Although she is a city girl and had very little knowledge of farming before she met me, she does listen when I tell her about things like agriculture, farmers, rural life, foods, international trade, supply and demand, input costs, and the many other things that make farming interesting. She still has a lot to learn, but she knows a heck of a lot more about farming and the foods she buys than when we first met.
In addition to shopping at the grocery store, my wife watches the news on television and reads the newspapers, just as many of you do. She knows that farmers are receiving record high prices for corn, soybeans, and wheat. At times, she forgets some of the things we have discussed and wants to place the blame for high food prices on the farmers.
It has not been but a very few short years ago that the prices for most of the commodities grown in Robeson County were lower than they were 50 years ago. During the 1960s, corn was selling for over $2.50 a bushel. But in 2001, corn prices were down to around $2 per bushel, and it was not uncommon for it to drop below $1.80. Soybeans, wheat, and many other commodities followed similar price trends. Groceries were much cheaper in 2001, but I doubt very many shoppers were blaming farmers for not charging enough for the things they were growing.
It seems to me that many consumers, including my wife, fail to realize the cost of things they are buying in relation to their income. In 1970, about the time I finished college and moved to Robeson County, the average American spent 13.9 percent of their income for food. Today, the average American spends less than 9.5 percent of their income on food, and much of this food is convenience items and food eaten away from the home. Simply put, even though food is more expensive in the grocery store than it used to be, it is more affordable than it was 50 years ago.
Unless you just recently finished school and began work, I challenge you to do the same math on gasoline. I bet you will find that you were spending proportionally more for gasoline when you first began your career than you do today.
Even though this statistic about food costs seems to portray a very positive picture for prices, we must realize that the numbers are just averages. These numbers are not exactly true for all people.

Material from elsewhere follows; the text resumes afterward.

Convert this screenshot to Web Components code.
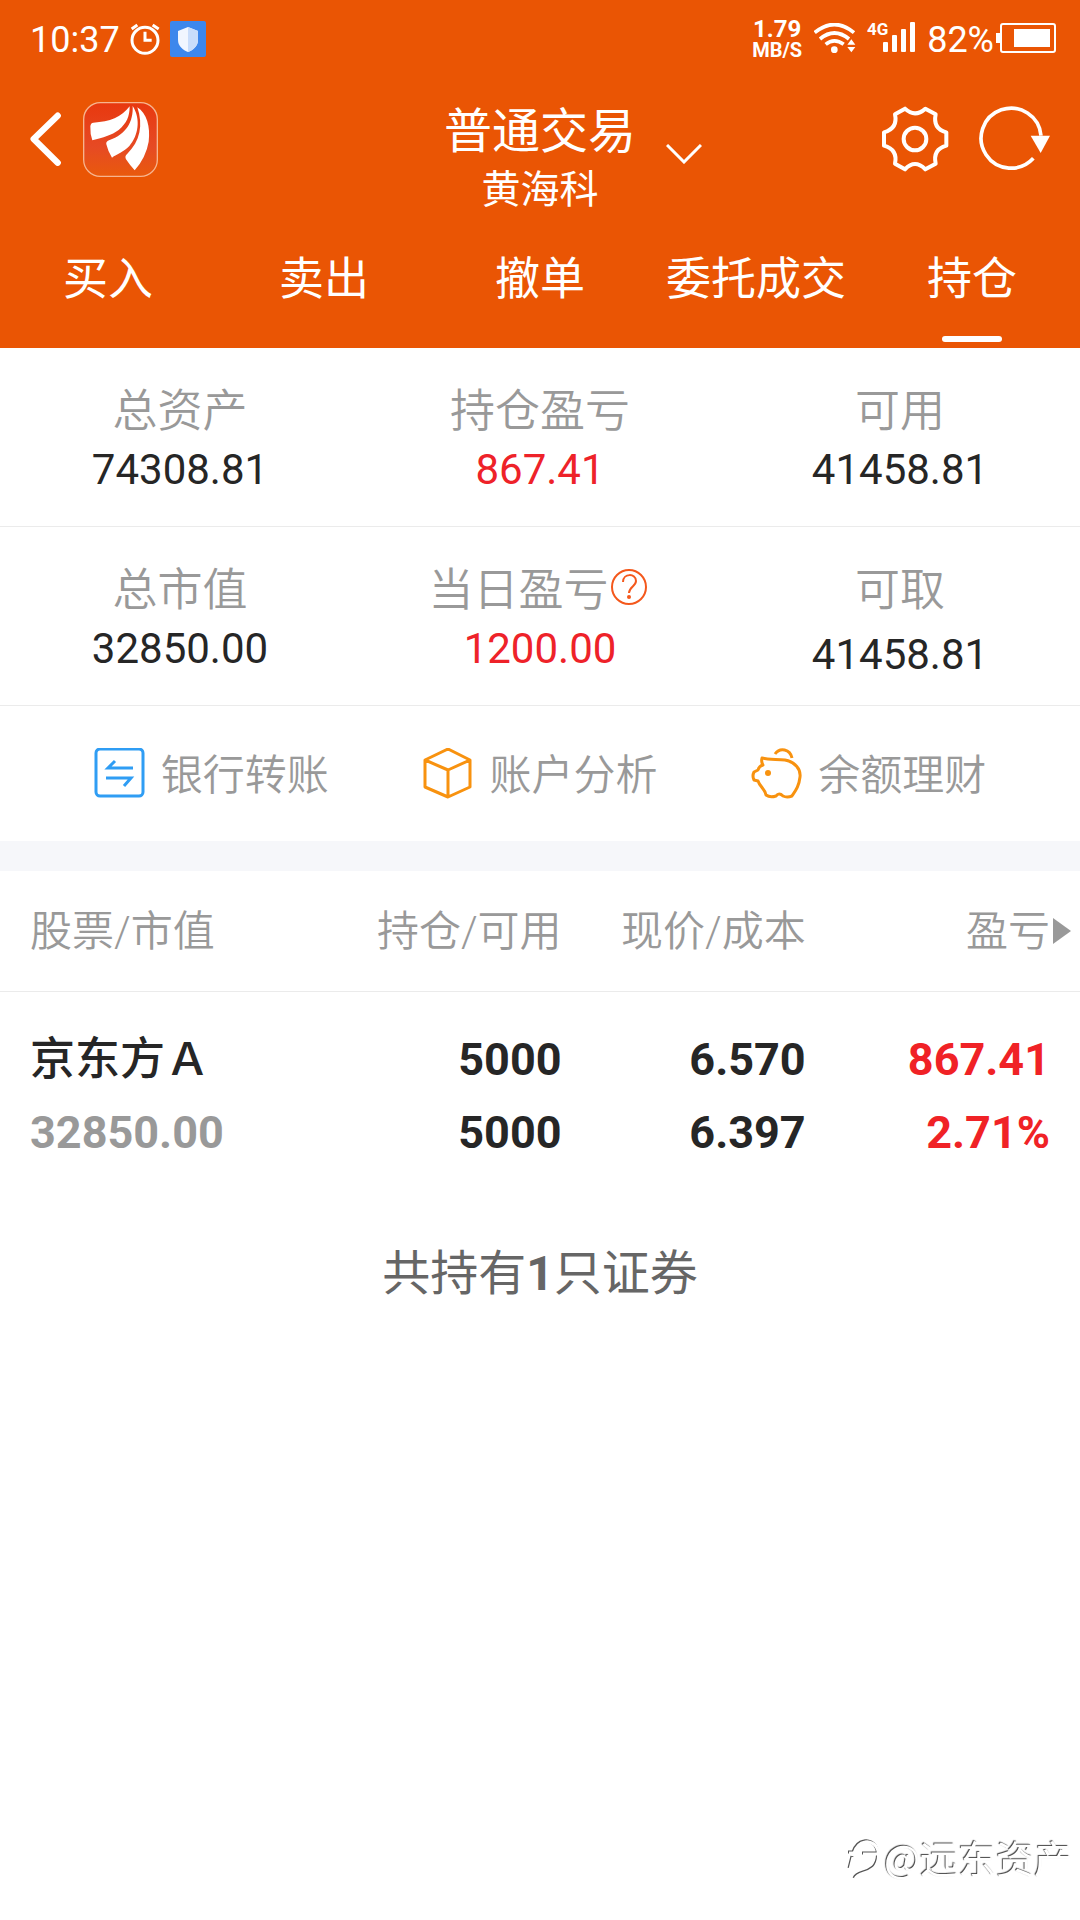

This county, like most all other areas of the United States, contains both affluent citizens as well as citizens who exist well below the poverty level. Those who have higher income levels actually spend only about 7 percent of their income on food, while those in the lower income levels spend as much as 38 percent of what they earn for food.
I will extend a certain caution to those who are grumbling about high food prices. Just like the cost of gasoline, food may drop a little in price from time to time but don't expect them to come down very much over the long haul.
As long as the American dollar is weak, the price of commodities will remain high. The millions of Chinese middle class who you see while watching the Olympics are now in the position to demand the same things as the American middle class. They want boats, cars, and higher quality foods. They have the money to buy these things, but they will remain in short supply. The simplest lesson of economics is that if supplies are short, prices will be high.
If good weather and higher crop yields do create a larger supply in the future, the prices for commodities will probably drop. But the price of foods in the grocery stores will probably not drop proportionally.
So don't blame the farmers for high food prices. They don't want the price of foods to go higher anymore than you do. It is not their fault that just about everything they use to grow crops is based on the cost of oil and is influenced by foreign trade.
My wife knows that farmers use fuel in their tractors, trucks, and combines. She understands that their fuel costs have increased drastically, because she knows it costs her a lot more to fill up her car than ever before. But it is hard for her to understand just how much fuel energy is needed to manufacture fertilizers, pesticides, and other products that farmers use. For example, certain fertilizer blends cost about $300 a ton last year but now cost more than $900 per ton. The prices our farmers are receiving for the products they grow may be higher than ever before, but the prices they are paying for all their inputs are much higher than ever before.
Thank goodness most of our farmers are financially sound, because they are good businessmen and good managers. We need them to remain profitable, so they can remain in the business of producing our food.